No seriously; this was a lot of work. Months before, we set the intention to paint the nursery something mid-century modern that wouldn’t be out of place in this house. Then, we dug through nursery & kids room idea books at the hardware stores.

The only thing that caught our eye was a diamond pattern, but they were wallpaper. I don’t know if you’ve had any experience with wall paper, but let’s say I’m not a fan. So we settled on paint.

But what colors?

The previous owners of our house left us the paint cans of everything they used. It was only a year ago, so Lowe’s still had the same paint! The nursery wall color was the lightest in a brown series. So we went with the next shade darker. It didn’t seem like much in the store, but as you can see there’s plenty of contrast.

I did a scale drawing in Illustrator to see about how big the diamonds would be without making us crazy. We thought about adding a random colored diamond every so often, but it wound up being too busy when you add other items in the room. You know, like furniture.
nursery

nursery2

nursery3

nursery4

What sizes?

Too small, and we’d never get it done. Too large, and it looks lazy. Of all crystalline structures equilateral triangles are my favorite. The classic diamond shape is composed of two equilateral triangles, one pointing up, one pointing down, base sides touching. For convenience of measuring, I chose a triangle with an edge length of 12 inches.

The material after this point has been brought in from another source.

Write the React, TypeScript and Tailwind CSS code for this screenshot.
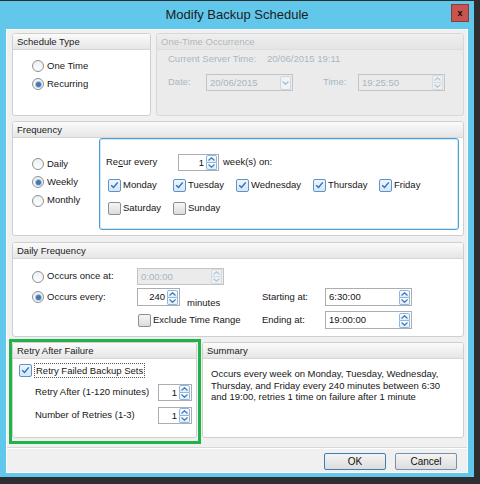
import { ReactNode } from 'react'

function Chevron({ up, color }: { up?: boolean; color: string }) {
  return (
    <svg width="7" height="4" viewBox="0 0 7 4" className="block">
      <path
        d={up ? 'M0.5 3.5 L3.5 0.7 L6.5 3.5' : 'M0.5 0.5 L3.5 3.3 L6.5 0.5'}
        fill="none"
        stroke={color}
        strokeWidth="1.2"
      />
    </svg>
  )
}

function Spin({ disabled }: { disabled?: boolean }) {
  const color = disabled ? '#b8c8d8' : '#3d7cc2'
  const box = disabled
    ? 'border-[#d3dbe3] bg-[#eef0f2]'
    : 'border-[#8fb6dc] bg-linear-to-b from-white to-[#e2edf8]'
  return (
    <div className="flex flex-col w-[11px] h-[15px] mr-px shrink-0">
      <div className={`flex-1 flex items-center justify-center border rounded-t-[2px] ${box}`}>
        <Chevron up color={color} />
      </div>
      <div className={`flex-1 flex items-center justify-center border border-t-0 rounded-b-[2px] ${box}`}>
        <Chevron color={color} />
      </div>
    </div>
  )
}

function Field({
  value,
  className,
  right,
  disabled,
  dropdown,
}: {
  value: string
  className: string
  right?: boolean
  disabled?: boolean
  dropdown?: boolean
}) {
  return (
    <div
      className={`flex items-center border shrink-0 ${
        disabled ? 'bg-[#ebebeb] border-[#c4c4c4] text-[#a9b5c1]' : 'bg-white border-[#abadb3] text-[#111]'
      } ${className}`}
    >
      <span className={`flex-1 leading-[12px] ${right ? 'text-right pr-[2px]' : 'pl-[3px]'}`}>{value}</span>
      {dropdown ? (
        <div className="flex items-center justify-center w-[11px] h-[14px] mr-px border border-[#c9d8e6] rounded-[2px] bg-[#f1f4f7]">
          <Chevron color="#a9bccf" />
        </div>
      ) : (
        <Spin disabled={disabled} />
      )}
    </div>
  )
}

function Radio({ checked }: { checked?: boolean }) {
  return (
    <span className="flex items-center justify-center w-[12px] h-[12px] rounded-full border border-[#8b9096] bg-linear-to-b from-[#f0f0f0] to-[#fdfdfd] shrink-0">
      {checked && <span className="w-[5px] h-[5px] rounded-full bg-[#4478ad] ring-1 ring-[#a9c6e2]" />}
    </span>
  )
}

function Check({ checked }: { checked?: boolean }) {
  return (
    <span
      className={`flex items-center justify-center w-[13px] h-[13px] rounded-[2px] border shrink-0 ${
        checked
          ? 'border-[#5e93c9] bg-linear-to-b from-[#eef5fc] to-[#d6e7f7]'
          : 'border-[#8e8f90] bg-linear-to-b from-[#f6f6f6] to-[#dcdcdc]'
      }`}
    >
      {checked && (
        <svg width="9" height="8" viewBox="0 0 9 8">
          <path d="M1.2 4.2 L3.5 6.4 L7.8 1.4" fill="none" stroke="#2c6fba" strokeWidth="1.4" />
        </svg>
      )}
    </span>
  )
}

function Box({
  title,
  className,
  disabled,
  children,
}: {
  title: string
  className: string
  disabled?: boolean
  children?: ReactNode
}) {
  return (
    <div
      className={`flex flex-col border rounded-[3px] overflow-hidden shrink-0 ${
        disabled ? 'border-[#d8d8d8] bg-[#ebebeb]' : 'border-[#cfcfcf] bg-white'
      } ${className}`}
    >
      <div
        className={`h-[16px] shrink-0 px-[4px] leading-[15px] border-b ${
          disabled
            ? 'border-[#dedede] bg-linear-to-b from-[#efefef] to-[#e4e4e4] text-[#b0b8c0]'
            : 'border-[#d6d6d6] bg-linear-to-b from-[#fbfbfb] to-[#e6e6e6] text-[#1b1b1b]'
        }`}
      >
        {title}
      </div>
      {children}
    </div>
  )
}

const days = [
  { name: 'Monday', on: true, w: 'w-[65px]' },
  { name: 'Tuesday', on: true, w: 'w-[63px]' },
  { name: 'Wednesday', on: true, w: 'w-[77px]' },
  { name: 'Thursday', on: true, w: 'w-[66px]' },
  { name: 'Friday', on: true, w: '' },
]

export default function App() {
  return (
    <div className="w-[480px] h-[484px] bg-[#2e2e30] pt-px font-['Liberation_Sans',Arial,sans-serif] text-[9.5px] text-[#161616]">
      <div className="w-[474px] h-[476px] bg-[#62c8eb] flex flex-col">
        {/* title bar */}
        <div className="h-[28px] grid grid-cols-[1fr_auto_1fr] items-start shrink-0">
          <div />
          <div className="mt-[6px] text-[13px] leading-[16px] text-[#1c1c1c]">Modify Backup Schedule</div>
          <div className="flex justify-end pr-[5px] pt-[3px]">
            <div className="w-[18px] h-[18px] border border-[#8e3a37] bg-[#c75450] flex items-center justify-center text-[9px] font-bold leading-none text-[#1a0505]">
              x
            </div>
          </div>
        </div>

        {/* client area */}
        <div className="mx-[6px] h-[444px] border border-white bg-[#f0f0f0] flex flex-col">
          <div className="flex flex-col gap-[5px] pl-[5px] pt-[3px]">
            {/* row 1 */}
            <div className="flex gap-[5px]">
              <Box title="Schedule Type" className="w-[139px] h-[83px]">
                <div className="flex flex-col pt-[7px] pl-[19px]">
                  <div className="flex items-center h-[18px] gap-[3px]">
                    <Radio />
                    <span>One Time</span>
                  </div>
                  <div className="flex items-center h-[18px] gap-[3px]">
                    <Radio checked />
                    <span>Recurring</span>
                  </div>
                </div>
              </Box>
              <Box title="One-Time Occurrence" disabled className="w-[308px] h-[83px]">
                <div className="flex flex-col pl-[11px] pt-[3px] text-[#a9b7c5]">
                  <div className="flex h-[12px] leading-[12px]">
                    <span className="w-[99px]">Current Server Time:</span>
                    <span>20/06/2015 19:11</span>
                  </div>
                  <div className="flex items-center h-[17px] mt-[9px]">
                    <span className="w-[38px]">Date:</span>
                    <Field value="20/06/2015" disabled dropdown className="w-[87px] h-[17px]" />
                    <span className="ml-[30px] w-[35px]">Time:</span>
                    <Field value="19:25:50" disabled className="w-[87px] h-[17px]" />
                  </div>
                </div>
              </Box>
            </div>

            {/* frequency */}
            <Box title="Frequency" className="w-[452px] h-[115px]">
              <div className="flex flex-1 pb-[5px] pr-[4px]">
                <div className="w-[86px] flex flex-col pl-[19px] pt-[17px]">
                  <div className="flex items-center h-[18px] gap-[3px]">
                    <Radio />
                    <span>Daily</span>
                  </div>
                  <div className="flex items-center h-[18px] gap-[3px]">
                    <Radio checked />
                    <span>Weekly</span>
                  </div>
                  <div className="flex items-center h-[19px] gap-[3px]">
                    <Radio />
                    <span>Monthly</span>
                  </div>
                </div>
                <div className="flex-1 border border-[#4f9fd6] rounded-[3px] shadow-[inset_0_0_0_1px_#cfe6f6] flex flex-col pl-[6px] pt-[15px]">
                  <div className="flex items-center h-[17px]">
                    <span className="w-[72px]">
                      Re<span className="underline">c</span>ur every
                    </span>
                    <Field value="1" right className="w-[41px] h-[17px]" />
                    <span className="ml-[4px]">week(s) on:</span>
                  </div>
                  <div className="flex flex-col gap-[5px] mt-[5px] pl-[2px]">
                    <div className="flex items-center h-[18px]">
                      {days.map((d) => (
                        <div key={d.name} className={`flex items-center gap-[2px] ${d.w}`}>
                          <Check checked={d.on} />
                          <span>{d.name}</span>
                        </div>
                      ))}
                    </div>
                    <div className="flex items-center h-[18px]">
                      <div className="flex items-center gap-[2px] w-[65px]">
                        <Check />
                        <span>Saturday</span>
                      </div>
                      <div className="flex items-center gap-[2px]">
                        <Check />
                        <span>Sunday</span>
                      </div>
                    </div>
                  </div>
                </div>
              </div>
            </Box>

            {/* daily frequency */}
            <Box title="Daily Frequency" className="w-[452px] h-[95px] mt-px">
              <div className="flex flex-col pl-[19px]">
                <div className="flex items-center h-[17px] mt-[9px]">
                  <div className="flex items-center gap-[3px] w-[105px]">
                    <Radio />
                    <span>Occurs once at:</span>
                  </div>
                  <Field value="0:00:00" disabled className="w-[87px] h-[17px]" />
                </div>
                <div className="flex items-center h-[18px] mt-[3px]">
                  <div className="flex w-[230px] h-full items-center">
                    <div className="flex items-center gap-[3px] w-[105px]">
                      <Radio checked />
                      <span>Occurs every:</span>
                    </div>
                    <Field value="240" right className="w-[43px] h-[18px]" />
                    <span className="ml-[7px] self-start mt-[9px] leading-[12px]">minutes</span>
                  </div>
                  <span className="w-[63px]">Starting at:</span>
                  <Field value="6:30:00" className="w-[87px] h-[18px]" />
                </div>
                <div className="flex items-center h-[18px] mt-[5px]">
                  <div className="flex w-[230px] items-center pl-[106px] gap-[2px]">
                    <Check />
                    <span>Exclude Time Range</span>
                  </div>
                  <span className="w-[63px]">Ending at:</span>
                  <Field value="19:00:00" className="w-[87px] h-[18px]" />
                </div>
              </div>
            </Box>

            {/* retry + summary */}
            <div className="flex gap-[5px]">
              <div className="relative">
                <Box title="Retry After Failure" className="w-[185px] h-[96px]">
                  <div className="flex flex-col pl-[6px]">
                    <div className="flex items-center h-[16px] mt-[3px] gap-[2px]">
                      <Check checked />
                      <span className="border border-dotted border-[#555] px-px leading-[13px]">
                        Retry Failed Backup Sets
                      </span>
                    </div>
                    <div className="flex items-center h-[17px] mt-[6px] pl-[16px]">
                      <span className="w-[123px]">Retry After (1-120 minutes)</span>
                      <Field value="1" right className="w-[34px] h-[17px]" />
                    </div>
                    <div className="flex items-center h-[17px] mt-[6px] pl-[16px]">
                      <span className="w-[123px]">Number of Retries (1-3)</span>
                      <Field value="1" right className="w-[34px] h-[17px]" />
                    </div>
                  </div>
                </Box>
                <div className="absolute -left-[3px] -top-[3px] -right-[4px] -bottom-[6px] border-[3px] border-[#22b24c] pointer-events-none" />
              </div>
              <Box title="Summary" className="w-[262px] h-[96px]">
                <div className="flex flex-col pl-[8px] pt-[9px] leading-[11.5px]">
                  <span>Occurs every week on Monday, Tuesday, Wednesday,</span>
                  <span>Thursday, and Friday every 240 minutes between 6:30</span>
                  <span>and 19:00, retries 1 time on failure after 1 minute</span>
                </div>
              </Box>
            </div>
          </div>

          {/* buttons */}
          <div className="mt-[9px] flex-1 border-t border-[#d8d8d8] shadow-[inset_0_1px_0_#ffffff] flex justify-end items-start gap-[9px] pr-[10px] pt-[5px]">
            <button className="w-[62px] h-[17px] border border-[#3c7fb1] rounded-[2px] bg-linear-to-b from-[#f4f4f4] to-[#dddddd] text-[10px] leading-[15px] text-[#111]">
              OK
            </button>
            <button className="w-[62px] h-[17px] border border-[#7590b0] rounded-[2px] bg-linear-to-b from-[#f4f4f4] to-[#dddddd] text-[10px] leading-[15px] text-[#111]">
              Cancel
            </button>
          </div>
        </div>
      </div>
    </div>
  )
}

How the Heck to You Do This???

I used pencil to mark off the tips of diamonds a few inches down the wall from the ceiling, twelve inches apart. Then I made a course or marks around the baseboard directly below the other ones, twelve inches apart. After these placement decisions were made, I chalked lines at a thirty-degree angle from the ceiling points to the floor points. Finally, the direction reversed, and I went around the room to complete the diamond grid.

We’re down two full weekends at this point.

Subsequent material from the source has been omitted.